_GOAL OF THE EXERCISE_. Where a line contains the word "component", copy that line.

_EXERCISE INPUT_.

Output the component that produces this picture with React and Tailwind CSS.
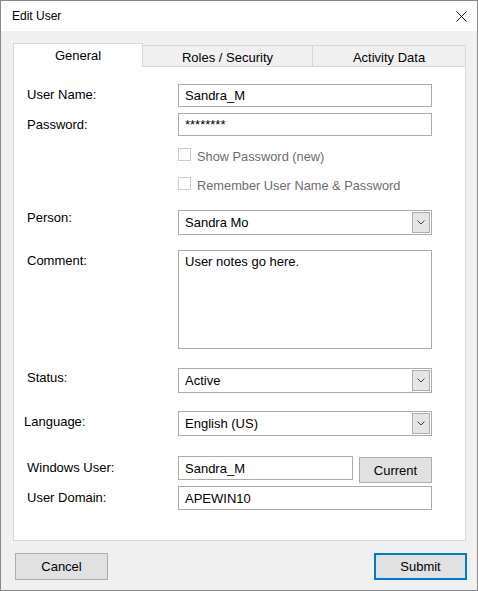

---

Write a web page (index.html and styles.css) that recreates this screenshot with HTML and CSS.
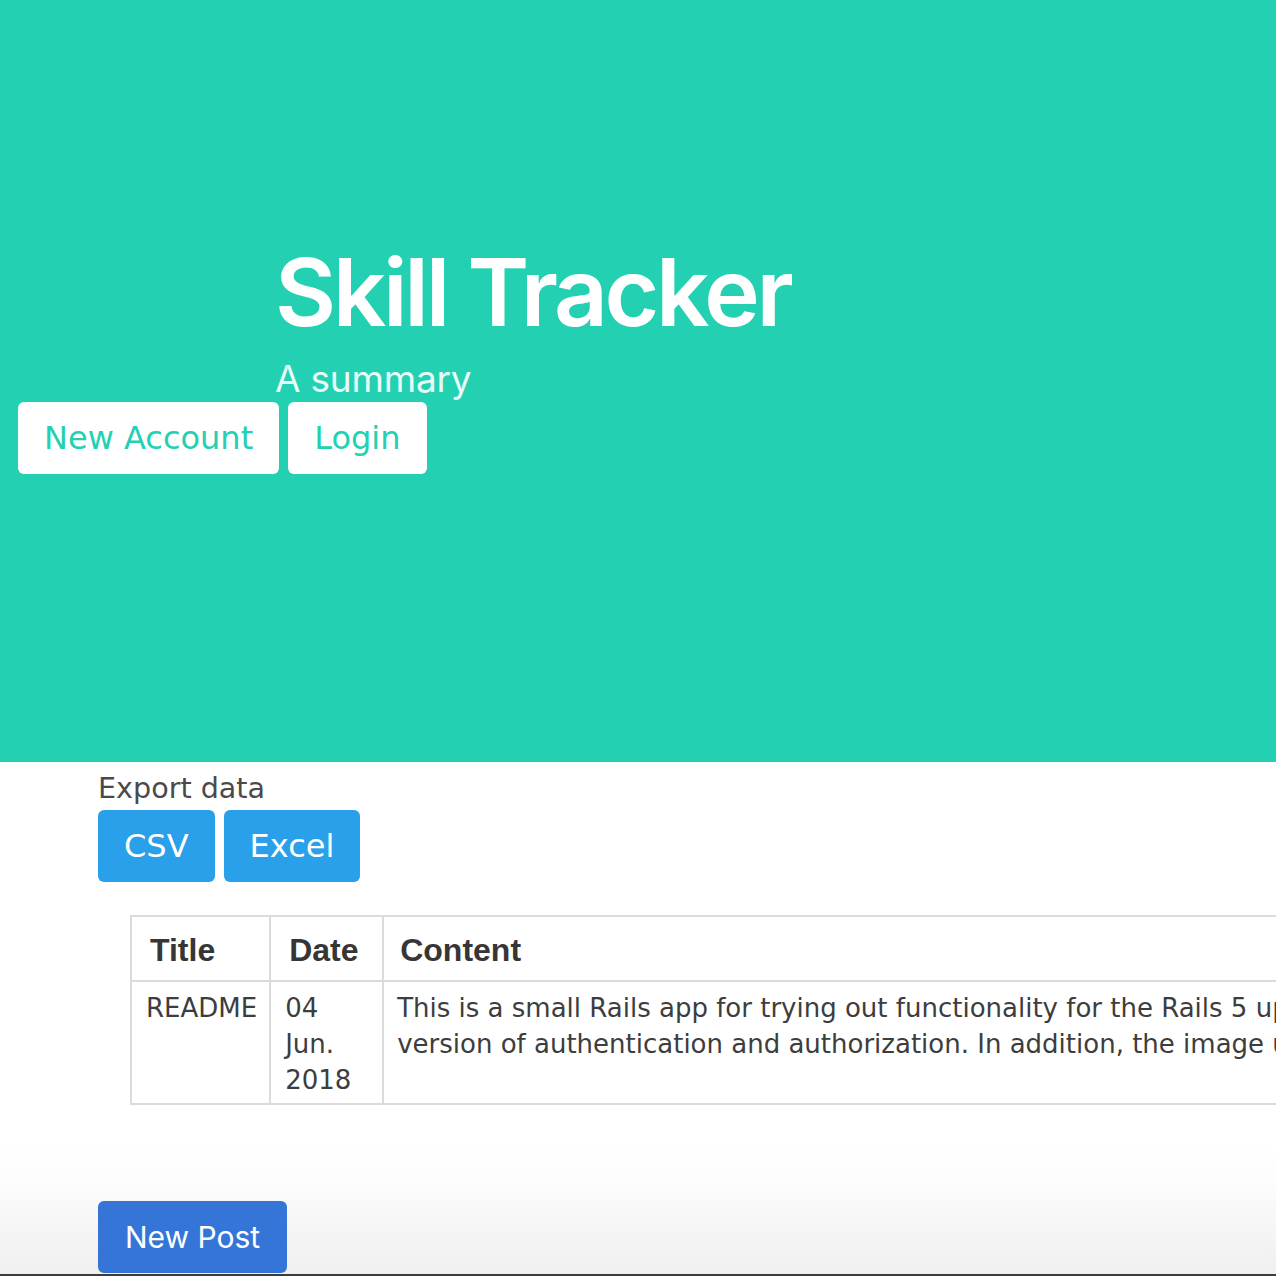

---

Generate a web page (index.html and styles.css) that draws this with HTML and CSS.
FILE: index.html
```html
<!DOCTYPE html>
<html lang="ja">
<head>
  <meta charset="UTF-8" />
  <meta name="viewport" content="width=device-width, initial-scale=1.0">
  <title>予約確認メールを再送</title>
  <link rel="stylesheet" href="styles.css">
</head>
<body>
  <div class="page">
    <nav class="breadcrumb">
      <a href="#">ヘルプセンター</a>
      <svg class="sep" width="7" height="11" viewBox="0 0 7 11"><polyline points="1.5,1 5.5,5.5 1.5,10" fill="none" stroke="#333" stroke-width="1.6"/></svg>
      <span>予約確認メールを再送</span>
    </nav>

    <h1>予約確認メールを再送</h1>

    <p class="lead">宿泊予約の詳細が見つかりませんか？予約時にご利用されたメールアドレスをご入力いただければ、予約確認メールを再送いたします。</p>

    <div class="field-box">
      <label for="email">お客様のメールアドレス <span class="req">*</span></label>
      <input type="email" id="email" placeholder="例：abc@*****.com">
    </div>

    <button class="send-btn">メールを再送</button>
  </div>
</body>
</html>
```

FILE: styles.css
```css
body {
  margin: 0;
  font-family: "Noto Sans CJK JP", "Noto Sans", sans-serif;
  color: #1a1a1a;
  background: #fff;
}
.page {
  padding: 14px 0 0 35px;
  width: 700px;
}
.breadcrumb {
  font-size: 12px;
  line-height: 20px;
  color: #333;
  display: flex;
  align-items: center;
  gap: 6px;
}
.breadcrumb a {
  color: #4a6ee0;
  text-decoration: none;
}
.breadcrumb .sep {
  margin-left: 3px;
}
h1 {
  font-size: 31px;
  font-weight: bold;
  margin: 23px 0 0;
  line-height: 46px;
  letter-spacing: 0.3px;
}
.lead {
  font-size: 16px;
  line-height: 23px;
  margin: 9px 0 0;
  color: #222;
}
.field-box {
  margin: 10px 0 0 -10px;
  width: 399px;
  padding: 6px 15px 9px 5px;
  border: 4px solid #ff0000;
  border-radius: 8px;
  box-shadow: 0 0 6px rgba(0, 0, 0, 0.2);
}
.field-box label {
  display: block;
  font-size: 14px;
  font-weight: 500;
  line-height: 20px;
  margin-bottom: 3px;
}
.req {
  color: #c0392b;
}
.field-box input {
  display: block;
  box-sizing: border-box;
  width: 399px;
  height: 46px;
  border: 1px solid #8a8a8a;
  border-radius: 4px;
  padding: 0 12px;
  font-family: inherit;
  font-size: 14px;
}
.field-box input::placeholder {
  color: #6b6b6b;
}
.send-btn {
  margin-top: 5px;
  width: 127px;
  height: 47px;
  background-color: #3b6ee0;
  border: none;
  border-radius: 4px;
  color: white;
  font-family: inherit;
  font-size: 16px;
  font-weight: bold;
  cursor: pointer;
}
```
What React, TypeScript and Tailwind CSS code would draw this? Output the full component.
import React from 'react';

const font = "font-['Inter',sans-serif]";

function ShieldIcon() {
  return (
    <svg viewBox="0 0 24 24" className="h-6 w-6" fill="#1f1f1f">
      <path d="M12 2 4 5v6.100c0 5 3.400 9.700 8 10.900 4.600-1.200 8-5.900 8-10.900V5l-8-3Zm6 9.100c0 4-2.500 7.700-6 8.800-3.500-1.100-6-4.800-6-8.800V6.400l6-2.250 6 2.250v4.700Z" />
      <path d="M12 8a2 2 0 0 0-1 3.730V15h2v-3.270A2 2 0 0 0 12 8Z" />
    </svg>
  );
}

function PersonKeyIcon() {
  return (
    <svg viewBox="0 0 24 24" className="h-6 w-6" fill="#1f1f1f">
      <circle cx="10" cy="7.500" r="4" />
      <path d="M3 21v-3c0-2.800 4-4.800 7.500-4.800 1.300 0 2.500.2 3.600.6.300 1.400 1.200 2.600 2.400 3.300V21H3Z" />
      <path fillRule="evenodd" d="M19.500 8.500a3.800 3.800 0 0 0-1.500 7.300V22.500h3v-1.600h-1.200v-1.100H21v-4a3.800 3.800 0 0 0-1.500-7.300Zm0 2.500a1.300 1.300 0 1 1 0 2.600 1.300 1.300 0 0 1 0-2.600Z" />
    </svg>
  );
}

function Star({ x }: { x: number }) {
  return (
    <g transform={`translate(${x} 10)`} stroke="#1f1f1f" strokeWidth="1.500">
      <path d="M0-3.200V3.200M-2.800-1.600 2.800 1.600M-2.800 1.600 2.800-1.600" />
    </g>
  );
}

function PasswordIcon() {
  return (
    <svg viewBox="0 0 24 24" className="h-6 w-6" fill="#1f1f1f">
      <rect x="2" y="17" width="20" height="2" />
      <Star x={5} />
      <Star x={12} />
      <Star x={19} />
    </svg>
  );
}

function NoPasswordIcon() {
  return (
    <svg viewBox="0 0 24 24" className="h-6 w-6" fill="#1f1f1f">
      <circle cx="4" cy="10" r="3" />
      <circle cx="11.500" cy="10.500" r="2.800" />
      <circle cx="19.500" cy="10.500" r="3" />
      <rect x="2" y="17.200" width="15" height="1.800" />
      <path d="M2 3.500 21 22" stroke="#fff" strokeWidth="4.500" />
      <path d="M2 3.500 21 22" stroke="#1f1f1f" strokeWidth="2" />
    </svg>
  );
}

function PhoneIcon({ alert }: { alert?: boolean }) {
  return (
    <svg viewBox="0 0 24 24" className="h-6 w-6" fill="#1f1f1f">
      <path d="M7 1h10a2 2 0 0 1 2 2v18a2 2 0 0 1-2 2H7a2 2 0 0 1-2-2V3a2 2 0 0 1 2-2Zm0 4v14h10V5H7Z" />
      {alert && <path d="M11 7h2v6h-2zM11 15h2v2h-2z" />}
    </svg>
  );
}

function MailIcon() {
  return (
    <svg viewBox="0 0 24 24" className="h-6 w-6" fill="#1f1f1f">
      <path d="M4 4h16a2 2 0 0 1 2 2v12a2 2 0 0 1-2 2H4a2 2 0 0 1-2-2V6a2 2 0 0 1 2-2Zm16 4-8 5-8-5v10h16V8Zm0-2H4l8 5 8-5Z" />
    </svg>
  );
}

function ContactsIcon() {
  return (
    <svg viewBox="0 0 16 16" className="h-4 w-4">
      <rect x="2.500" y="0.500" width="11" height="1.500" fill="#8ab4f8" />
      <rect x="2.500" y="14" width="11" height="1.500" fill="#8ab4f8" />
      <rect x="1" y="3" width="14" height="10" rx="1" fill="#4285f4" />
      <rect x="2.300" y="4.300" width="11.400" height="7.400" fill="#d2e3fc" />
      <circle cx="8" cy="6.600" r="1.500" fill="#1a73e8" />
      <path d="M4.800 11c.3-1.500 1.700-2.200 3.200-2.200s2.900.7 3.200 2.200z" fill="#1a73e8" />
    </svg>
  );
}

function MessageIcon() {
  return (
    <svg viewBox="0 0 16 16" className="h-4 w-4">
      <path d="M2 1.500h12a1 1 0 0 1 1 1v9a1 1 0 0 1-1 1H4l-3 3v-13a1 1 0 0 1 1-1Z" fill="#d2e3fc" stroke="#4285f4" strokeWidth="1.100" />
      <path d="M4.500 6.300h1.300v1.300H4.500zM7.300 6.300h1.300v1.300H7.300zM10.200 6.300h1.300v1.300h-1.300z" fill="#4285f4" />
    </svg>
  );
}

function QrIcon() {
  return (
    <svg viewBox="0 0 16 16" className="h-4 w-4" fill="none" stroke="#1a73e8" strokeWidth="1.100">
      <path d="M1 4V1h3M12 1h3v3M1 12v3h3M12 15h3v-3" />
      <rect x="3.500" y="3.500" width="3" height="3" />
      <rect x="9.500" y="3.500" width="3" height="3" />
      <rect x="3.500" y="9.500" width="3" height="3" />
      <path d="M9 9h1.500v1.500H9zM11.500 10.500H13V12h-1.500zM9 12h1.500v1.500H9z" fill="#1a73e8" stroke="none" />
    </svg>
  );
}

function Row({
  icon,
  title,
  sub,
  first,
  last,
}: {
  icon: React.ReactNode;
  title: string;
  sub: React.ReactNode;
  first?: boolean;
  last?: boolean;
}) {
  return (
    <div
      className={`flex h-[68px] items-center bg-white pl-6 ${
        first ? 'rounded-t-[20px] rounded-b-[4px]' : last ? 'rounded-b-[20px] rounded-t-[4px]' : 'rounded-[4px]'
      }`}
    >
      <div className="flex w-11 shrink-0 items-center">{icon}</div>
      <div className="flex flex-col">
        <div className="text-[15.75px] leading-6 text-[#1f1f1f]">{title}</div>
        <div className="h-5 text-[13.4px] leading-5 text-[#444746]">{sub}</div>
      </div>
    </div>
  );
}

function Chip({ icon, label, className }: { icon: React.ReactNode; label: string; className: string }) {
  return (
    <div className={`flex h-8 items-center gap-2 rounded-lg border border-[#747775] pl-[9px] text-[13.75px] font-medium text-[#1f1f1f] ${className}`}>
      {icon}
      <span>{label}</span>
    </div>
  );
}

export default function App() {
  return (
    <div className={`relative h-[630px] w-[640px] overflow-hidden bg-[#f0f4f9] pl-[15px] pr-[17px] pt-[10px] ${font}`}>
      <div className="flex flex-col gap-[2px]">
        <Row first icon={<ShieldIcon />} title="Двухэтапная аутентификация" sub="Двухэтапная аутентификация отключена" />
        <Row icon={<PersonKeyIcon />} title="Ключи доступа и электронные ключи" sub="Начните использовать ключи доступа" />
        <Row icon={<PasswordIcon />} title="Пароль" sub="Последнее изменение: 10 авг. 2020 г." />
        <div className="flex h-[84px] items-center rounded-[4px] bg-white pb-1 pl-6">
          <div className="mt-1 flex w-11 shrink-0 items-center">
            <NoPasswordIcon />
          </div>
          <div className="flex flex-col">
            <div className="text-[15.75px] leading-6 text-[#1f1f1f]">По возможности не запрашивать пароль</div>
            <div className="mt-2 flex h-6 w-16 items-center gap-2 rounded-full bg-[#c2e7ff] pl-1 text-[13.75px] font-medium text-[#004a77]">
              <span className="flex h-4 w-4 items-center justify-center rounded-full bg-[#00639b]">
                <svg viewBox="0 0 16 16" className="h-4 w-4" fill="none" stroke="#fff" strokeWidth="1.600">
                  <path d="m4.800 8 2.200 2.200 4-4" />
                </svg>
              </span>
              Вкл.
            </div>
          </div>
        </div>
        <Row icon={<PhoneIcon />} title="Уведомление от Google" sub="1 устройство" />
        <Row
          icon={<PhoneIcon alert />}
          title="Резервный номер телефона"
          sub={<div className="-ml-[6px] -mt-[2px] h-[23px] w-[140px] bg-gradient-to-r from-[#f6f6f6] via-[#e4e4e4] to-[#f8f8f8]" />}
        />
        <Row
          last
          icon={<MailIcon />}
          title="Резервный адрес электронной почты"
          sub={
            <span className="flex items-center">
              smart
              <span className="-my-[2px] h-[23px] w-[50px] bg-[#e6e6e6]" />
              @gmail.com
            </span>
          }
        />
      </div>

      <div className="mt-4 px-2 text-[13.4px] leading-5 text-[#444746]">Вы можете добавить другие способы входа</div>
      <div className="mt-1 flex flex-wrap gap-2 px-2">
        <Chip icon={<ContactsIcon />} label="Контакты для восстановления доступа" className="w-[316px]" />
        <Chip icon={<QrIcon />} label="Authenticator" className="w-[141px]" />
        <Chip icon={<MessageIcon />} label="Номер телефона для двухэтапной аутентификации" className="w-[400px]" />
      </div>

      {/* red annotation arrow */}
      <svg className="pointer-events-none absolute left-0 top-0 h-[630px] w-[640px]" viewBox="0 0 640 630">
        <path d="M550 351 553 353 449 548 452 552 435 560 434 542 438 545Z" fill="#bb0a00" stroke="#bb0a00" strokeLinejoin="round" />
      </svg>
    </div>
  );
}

_ANSWER TO THIS TASK_.
Output the component that produces this picture with React and Tailwind CSS.
What React, TypeScript and Tailwind CSS code would draw this? Output the full component.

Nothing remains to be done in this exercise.